I’m always happy to see middle-aged main characters in fantasy as well as plots that are built around real-life difficulties, such as financial struggles. I loved Thorben’s family and was sad that we saw so little of them since he heads off to go delving relatively early in the story. But thankfully, there was focus on familial relationships elsewhere in the novel as well. In contrast, romantic relationships, aside from Thorben’s existing marriage, were refreshingly absent.
One of the main themes in The Delving is good people being forced to do bad things (both bad in terms of actively harming other people and in terms of simply breaking the law). This translated to complex motivations and relationships between most of the primary characters. The antagonists, however, were conspicuously lacking in nuance. They were big, gruff guys who reveled in violence and had little brain power between them, which I found rather stereotypical and uninteresting.
I think The Delving would classify as horror fantasy, and I have to say that it did succeed in being quite creepy at times.

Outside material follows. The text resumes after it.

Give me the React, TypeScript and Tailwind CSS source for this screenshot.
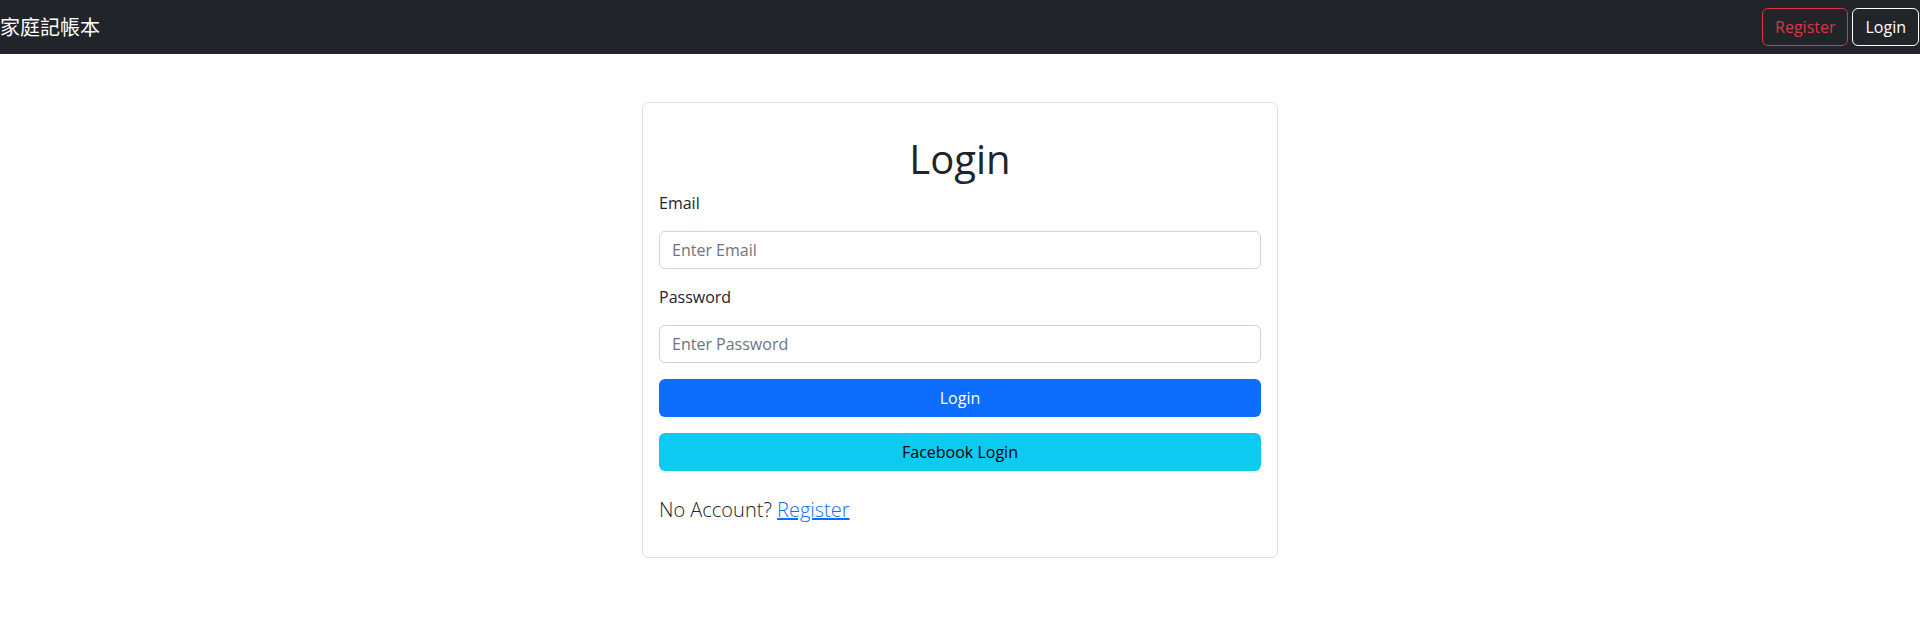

The supernatural elements such as ghosts, zombies, and strange blood vines were used in an imaginative way that gradually revealed some of the history of the dalan while at the same time leaving me constantly scared for Thorben’s wellbeing.
For me, The Delving was a book that got better as it went. The beginning was slow. Once we got into things, I became more invested but still wasn’t hooked until later on when more of the supernatural elements showed up. And the ending was perhaps my favorite part, even though it was a bit predictable.
The Delving is a perfect October read, so if it sounds like something that would interest you, now is a great time to pick it up!